Some initial doodles and process by hand
This week was all about learning about bezier curves, creating classes properly in Processing, understanding push/pop matrices, and how on earth do you make hairy beans drawn by a plotter look like they were drawn by hand. While needed a fairly heavy amount of help, I’m very pleased with the outcome of these beans. The greatest challenge was by far trying to achieve an organic, bean shape. A realization I had was how the easiest thing for a human to make, was the hardest for the computer, as well as vice versa. It’s very hard for a human to freehand a perfect circle, but takes no time at all to make a asymmetric blob with random short lines in all directions. However, in code it takes one line to draw a perfect circle, and it takes much more math and logic to create the organic blobs and the appropriate amount of hairs.
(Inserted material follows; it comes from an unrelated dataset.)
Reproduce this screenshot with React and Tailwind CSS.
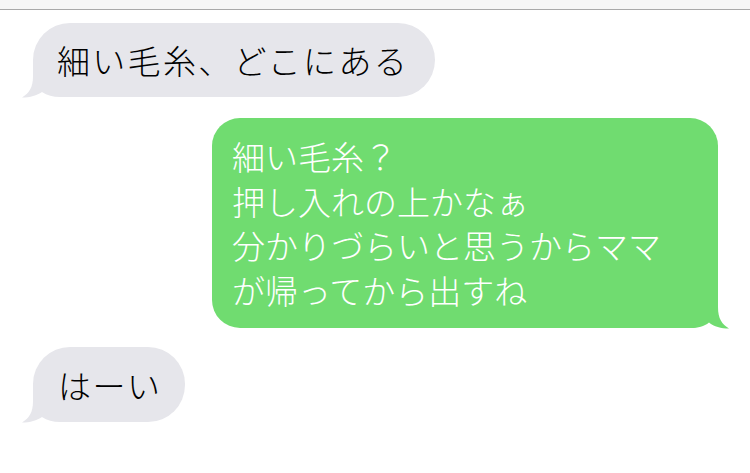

The biggest goal for this week was to create a generative art piece that would be nearly impossible to determine that a machine had drawn. Throughout this semester I want to make my digital art feel as close to my personal illustration style. These hairy beans were a great step in that direction. The organic blobs and small hairs came out just how I wanted them to and I’m quite pleased with the final plot. Using the acrylic paint markers on the translucent vellum paper gave a great dimension to the piece. I also enjoyed playing with line weight, colour, and materials, and how these could really transform the plotted piece from the generated pdf.